** start of Entries shown **

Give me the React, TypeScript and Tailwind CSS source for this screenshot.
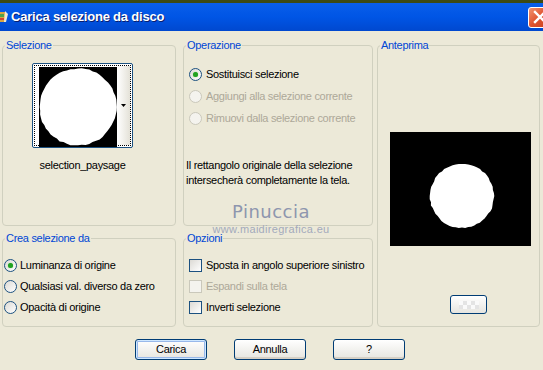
import React from 'react';

// jagged circle, like a selection loaded from disk
function blob(cx: number, cy: number, r: number, seed: number, n = 64) {
  const pts: string[] = [];
  for (let i = 0; i < n; i++) {
    const a = (i / n) * Math.PI * 2;
    const j = Math.sin(i * 12.9898 + seed) * 43758.5453;
    const noise = (j - Math.floor(j) - 0.5) * 1.1;
    const rr = r + noise;
    pts.push(`${(cx + Math.cos(a) * rr).toFixed(1)},${(cy + Math.sin(a) * rr).toFixed(1)}`);
  }
  return pts.join(' ');
}

const THUMB = blob(39, 40, 38.5, 1.3);
const PREVIEW = blob(72, 64, 32, 4.7);

function Radio({ checked, disabled }: { checked?: boolean; disabled?: boolean }) {
  return (
    <span
      className={`w-[13px] h-[13px] rounded-full border flex items-center justify-center shrink-0 ${
        disabled
          ? 'border-[#CAC8BB] bg-[#F4F3EE]'
          : 'border-[#1C5180] bg-gradient-to-br from-[#DCDAD5] to-[#FFFFFF]'
      }`}
    >
      {checked && <span className="w-[5px] h-[5px] rounded-full bg-[#21A121] shadow-[0_0_1px_#5DCF5D]" />}
    </span>
  );
}

function Check({ disabled }: { disabled?: boolean }) {
  return (
    <span
      className={`w-[13px] h-[13px] border shrink-0 ${
        disabled
          ? 'border-[#CAC8BB] bg-[#F4F3EE]'
          : 'border-[#1C5180] bg-gradient-to-br from-[#DCDAD5] to-[#FFFFFF]'
      }`}
    />
  );
}

function Group({ title, className, children }: { title: string; className: string; children?: React.ReactNode }) {
  return (
    <fieldset className={`border border-[#D0D0BF] rounded-[4px] ${className}`}>
      <legend className="ml-[2px] px-[1px] text-[11px] leading-[14px] text-[#0046D5]">{title}</legend>
      {children}
    </fieldset>
  );
}

function Button({ label, focused }: { label: string; focused?: boolean }) {
  return (
    <button
      className={`w-[72px] h-[21px] rounded-[3px] border border-[#003C74] bg-gradient-to-b from-[#FFFFFF] to-[#E6E5DF] text-[11px] text-black ${
        focused ? 'shadow-[inset_0_0_0_1px_#CEE7FF,inset_0_0_0_2px_#98B8EA]' : 'shadow-[inset_0_-2px_0_#D6D0C5]'
      }`}
    >
      {label}
    </button>
  );
}

export default function App() {
  return (
    <div className="w-[543px] h-[370px] bg-[#ECE9D8] overflow-hidden relative font-['Liberation_Sans',Arial,sans-serif] tracking-[-0.3px] text-black">
      {/* Strip of desktop behind */}
      <div className="h-[3px] bg-[#3D4A14]" />

      {/* Title bar */}
      <div className="h-[28px] bg-gradient-to-b from-[#0A5EEA] via-[#0055E5] to-[#0048CF] flex items-center relative">
        <svg className="w-[10px] h-[14px] ml-[-1px]" viewBox="0 0 10 14">
          <rect x="0" y="2" width="6" height="10" fill="#D9A441" />
          <rect x="1" y="4" width="4" height="3" fill="#4FA34A" />
          <rect x="1" y="8" width="4" height="2" fill="#D2452E" />
          <path d="M6 1 L9 4 L7 12 L5 12 Z" fill="#F2E9D2" />
        </svg>
        <span className="ml-[2px] text-[13px] font-bold text-white tracking-[-0.2px] whitespace-nowrap [text-shadow:1px_1px_0_#0A1E6E]">
          Carica selezione da disco
        </span>
        <div className="flex-1" />
        <div className="w-[22px] h-[21px] mr-[-7px] rounded-l-[3px] border border-white bg-gradient-to-br from-[#F0936F] via-[#E0532F] to-[#C8401E] flex items-center pl-[4px]">
          <svg className="w-[14px] h-[14px]" viewBox="0 0 14 14">
            <path d="M2 2 L12 12 M12 2 L2 12" stroke="white" strokeWidth="2.4" strokeLinecap="square" />
          </svg>
        </div>
      </div>

      {/* Client area */}
      <div className="pt-[7px] pl-[2px] flex">
        {/* Left column */}
        <div className="w-[174px] flex flex-col">
          <Group title="Selezione" className="h-[188px]">
            <div className="ml-[29px] mt-[11px] w-[101px] flex flex-col items-center">
              <div className="w-[101px] h-[85px] rounded-[2px] border border-[#1C5180] bg-white p-[1px]">
                <div className="w-full h-full border border-dotted border-black flex">
                  <svg className="ml-[4px] mt-[1px] w-[78px] h-[80px]" viewBox="0 0 78 80">
                    <rect width="78" height="80" fill="black" />
                    <polygon points={THUMB} fill="white" />
                  </svg>
                  <div className="flex-1 bg-gradient-to-r from-[#FFFFFF] to-[#E4E2D8] flex items-center justify-center">
                    <svg className="w-[5px] h-[3px]" viewBox="0 0 5 3">
                      <path d="M0 0 H5 L2.5 3 Z" fill="black" />
                    </svg>
                  </div>
                </div>
              </div>
              <span className="mt-[10px] text-[11px] leading-[14px]">selection_paysage</span>
            </div>
          </Group>

          <Group title="Crea selezione da" className="h-[96px] mt-[5px]">
            <div className="pl-[1px] mt-[13px] flex flex-col gap-[7px] text-[11px] leading-[14px]">
              <label className="flex items-center gap-[3px]">
                <Radio checked />
                Luminanza di origine
              </label>
              <label className="flex items-center gap-[3px]">
                <Radio />
                Qualsiasi val. diverso da zero
              </label>
              <label className="flex items-center gap-[3px]">
                <Radio />
                Opacità di origine
              </label>
            </div>
          </Group>
        </div>

        {/* Middle column */}
        <div className="w-[190px] ml-[7px] flex flex-col">
          <Group title="Operazione" className="h-[188px]">
            <div className="pl-[5px] mt-[15px] flex flex-col gap-[8px] text-[11px] leading-[14px]">
              <label className="flex items-center gap-[4px]">
                <Radio checked />
                Sostituisci selezione
              </label>
              <label className="flex items-center gap-[4px] text-[#ACA899]">
                <Radio disabled />
                Aggiungi alla selezione corrente
              </label>
              <label className="flex items-center gap-[4px] text-[#ACA899]">
                <Radio disabled />
                Rimuovi dalla selezione corrente
              </label>
            </div>
            <p className="ml-[2px] mt-[33px] text-[11px] leading-[15px]">
              Il rettangolo originale della selezione
              <br />
              intersecherà completamente la tela.
            </p>
          </Group>

          <Group title="Opzioni" className="h-[96px] mt-[5px]">
            <div className="pl-[5px] mt-[13px] flex flex-col gap-[7px] text-[11px] leading-[14px]">
              <label className="flex items-center gap-[4px]">
                <Check />
                Sposta in angolo superiore sinistro
              </label>
              <label className="flex items-center gap-[4px] text-[#ACA899]">
                <Check disabled />
                Espandi sulla tela
              </label>
              <label className="flex items-center gap-[4px]">
                <Check />
                Inverti selezione
              </label>
            </div>
          </Group>
        </div>

        {/* Right column */}
        <div className="w-[163px] ml-[4px]">
          <Group title="Anteprima" className="h-[289px]">
            <svg className="ml-[12px] mt-[80px] w-[141px] h-[114px]" viewBox="0 0 141 114">
              <rect width="141" height="114" fill="black" />
              <polygon points={PREVIEW} fill="white" />
            </svg>
            <div className="ml-[72px] mt-[49px] w-[37px] h-[19px] rounded-[3px] border border-[#003C74] bg-gradient-to-b from-[#FFFFFF] to-[#E6E5DF] flex items-center justify-center">
              <div className="w-[20px] h-[8px] bg-[repeating-conic-gradient(#E4E4E4_0%_25%,#FAFAFA_0%_50%)] bg-[length:8px_8px]" />
            </div>
          </Group>
        </div>
      </div>

      {/* Buttons */}
      <div className="mt-[12px] pl-[135px] flex gap-[27px]">
        <Button label="Carica" focused />
        <Button label="Annulla" />
        <Button label="?" />
      </div>

      {/* Watermark */}
      <div className="absolute left-[196px] top-[201px] w-[150px] flex flex-col items-center pointer-events-none">
        <span className="text-[18px] leading-[22px] text-[#8E96AE] tracking-[0.5px] font-['DejaVu_Sans',sans-serif]">
          Pinuccia
        </span>
        <span className="text-[11px] leading-[12px] text-[#A3A9BC] tracking-[0.3px]">www.maidiregrafica.eu</span>
      </div>
    </div>
  );
}
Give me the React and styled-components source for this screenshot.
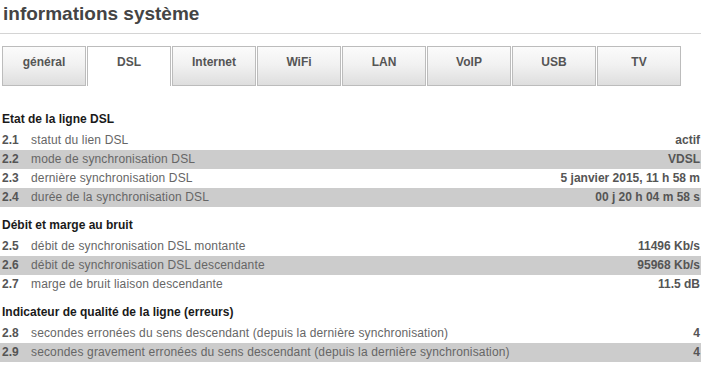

** end of Entries shown **

| Set problem |
Repeat the lines exactly as they stand, from the opening line of the data through the line with "import React from 'react';". Pictures stay out of the copy.

| Result below |
Give me the React, TypeScript and Tailwind CSS source for this screenshot.
import React from 'react';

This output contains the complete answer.